The Master of Science program in Food Safety and Quality Engineering, offered within the Faculty of Agricultural and Food Sciences and Environmental Management, is tailored to enhance and apply undergraduate knowledge in the field. This program covers a diverse range of topics within food science, with a strong emphasis on raw material qualification, processing technology, quality analysis, and quality assurance.
The curriculum spans four semesters, accumulating a total of 120 ECTS credits. Instruction is balanced between theoretical and practical components, with lectures and seminars accounting for 49% of the program, and hands-on practice contributing 51%.
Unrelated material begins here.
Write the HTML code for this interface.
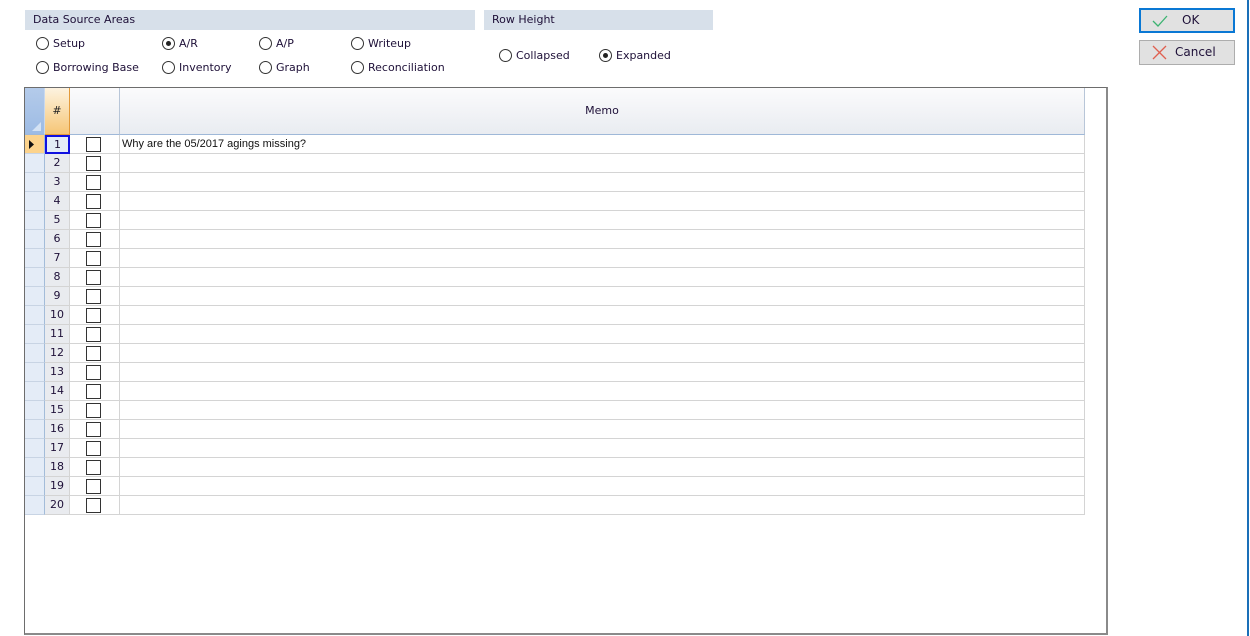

Coursework includes Theory of Measurement and Experimental Designs, Expectations of Foodstuffs, Consumer Protection, Separation Technique, Quality and Safety in Food Technologies (HACCP in practice), Food Marketing, Basics of Food Microbiology, Management and Communication, Spectroscopic Methods, Nutritional Sciences, Essential Molecular Cell Biology, Microbiological Aspects of Food Quality and Safety, Quality Control, and Quality Management.
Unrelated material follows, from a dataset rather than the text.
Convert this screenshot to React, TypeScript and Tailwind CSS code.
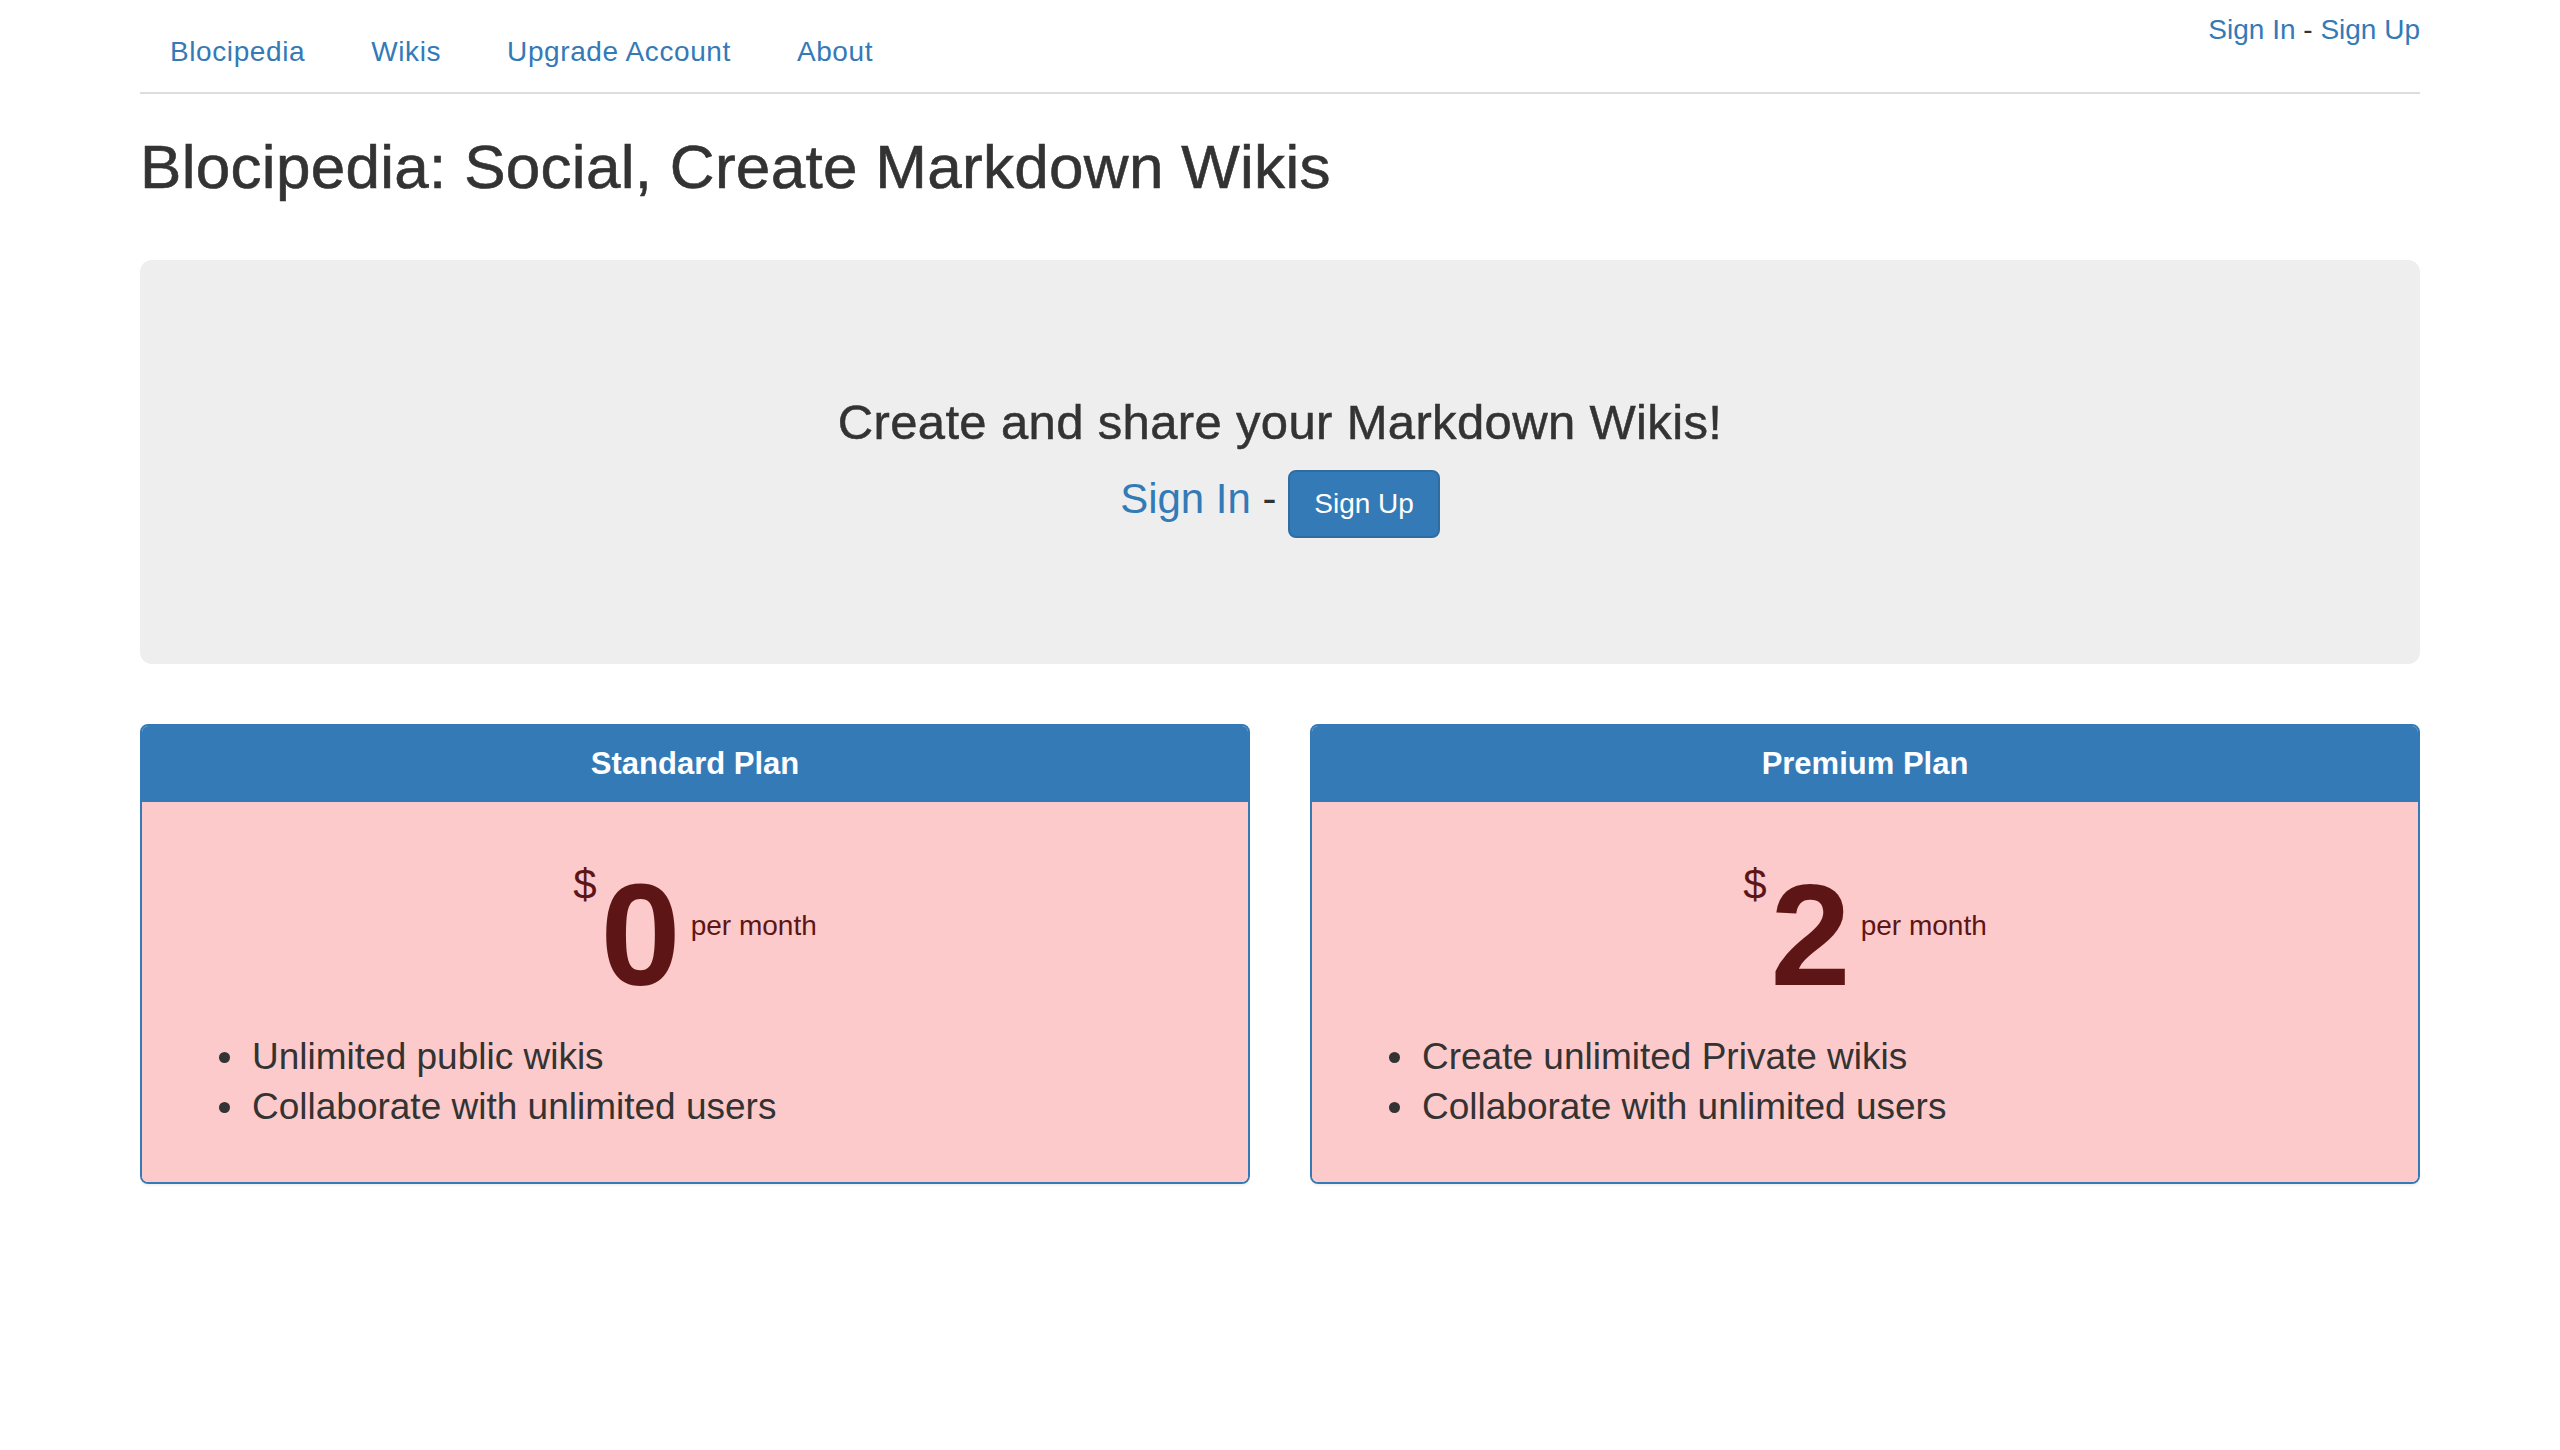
import React from "react";

interface Plan {
  name: string;
  price: string;
  features: string[];
}

const plans: Plan[] = [
  {
    name: "Standard Plan",
    price: "0",
    features: ["Unlimited public wikis", "Collaborate with unlimited users"],
  },
  {
    name: "Premium Plan",
    price: "2",
    features: ["Create unlimited Private wikis", "Collaborate with unlimited users"],
  },
];

const navLinks = ["Blocipedia", "Wikis", "Upgrade Account", "About"];

const PlanCard = ({ plan }: { plan: Plan }) => {
  return (
    <div className="border-2 border-[#337ab7] rounded-[8px] overflow-hidden shadow-[0_2px_2px_rgba(0,0,0,0.05)]">
      <div className="h-[76px] bg-[#337ab7] flex items-center justify-center">
        <h3 className="text-[31px] font-bold text-white leading-[36px]">{plan.name}</h3>
      </div>
      <div className="bg-[#fccaca] px-[30px] pt-[30px] pb-[30px]">
        <div className="mt-[32px] flex justify-center items-start text-[#5e1515]">
          <span className="text-[42px] leading-none mr-[4px]">$</span>
          <span className="text-[144px] font-bold leading-none">{plan.price}</span>
          <span className="text-[28px] leading-none mt-[48px] ml-[10px]">per month</span>
        </div>
        <ul className="mt-[24px] mb-[20px] pl-[76px] list-disc text-[37px] leading-[50px] text-[#333]">
          {plan.features.map((f) => (
            <li key={f} className="pl-[4px]">{f}</li>
          ))}
        </ul>
      </div>
    </div>
  );
};

const App = () => {
  return (
    <div className="min-h-screen bg-white text-[#333] font-['Liberation_Sans',Arial,sans-serif]">
      <div className="w-[2340px] mx-auto px-[30px]">
        <div className="flex items-start justify-between pt-[12px] border-b-2 border-[#ddd]">
          <ul className="flex">
            {navLinks.map((link) => (
              <li key={link} className="mr-[6px]">
                <a href="#" className="block px-[30px] py-[20px] text-[28px] leading-[40px] tracking-[0.6px] text-[#337ab7]">
                  {link}
                </a>
              </li>
            ))}
          </ul>
          <div className="-mt-[2px] text-[28px] leading-[40px]">
            <a href="#" className="text-[#337ab7]">Sign In</a> - <a href="#" className="text-[#337ab7]">Sign Up</a>
          </div>
        </div>

        <h2 className="mt-[40px] text-[62px] leading-[66px] tracking-[0.3px] [-webkit-text-stroke:0.6px_#333]">
          Blocipedia: Social, Create Markdown Wikis
        </h2>

        <div className="mt-[60px] bg-[#eee] rounded-[12px] px-[120px] py-[96px] text-center">
          <h3 className="mt-[40px] mb-[20px] text-[49px] leading-[53px] tracking-[0.35px] [-webkit-text-stroke:0.5px_#333]">
            Create and share your Markdown Wikis!
          </h3>
          <p className="mb-[30px] text-[42px] leading-[60px]">
            <a href="#" className="text-[#337ab7]">Sign In</a> -{" "}
            <button
              type="button"
              className="inline-block align-baseline bg-[#337ab7] border-2 border-[#2e6da4] rounded-[8px] px-[24px] py-[12px] text-[28px] leading-[40px] text-white"
            >
              Sign Up
            </button>
          </p>
        </div>

        <div className="mt-[60px] grid grid-cols-2 gap-[60px]">
          {plans.map((plan) => (
            <PlanCard key={plan.name} plan={plan} />
          ))}
        </div>
      </div>
    </div>
  );
};

export default App;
In the second year of the program, subjects cover Regulation of Food Production, Quality and Safety, Food Toxicology, Hyphenated Analytical Methods, Quality Management Systems and Audit in the Food Chain, Traceability in the Food Chain, Food Industry Management and Economics, Radiology in the Food Industry, Analytical and Microbiological Rapid Methods, Food Quality and Safety Risk Analysis, Rheology in Food Testing, culminating in a thesis.
Admission to the program requires a Bachelor’s degree in food engineering, chemical engineering, biological science, or agronomy. Proficiency in English, demonstrated through standardized tests like TOEFL (547) or IELTS (6.0), is also mandatory. Additionally, candidates must pay an application fee of 150 USD and an entrance procedure fee of 350 USD.
A key component of the program is a 4-week field practice, providing students with hands-on experience in real-world settings. This practical exposure complements the theoretical knowledge, enhancing students’ proficiency and readiness for the workforce.
Upon completion of the program, graduates are equipped to address critical issues related to food safety and quality in various professional roles. They play a pivotal role in ensuring the safety and quality of food products, contributing to public health and consumer well-being.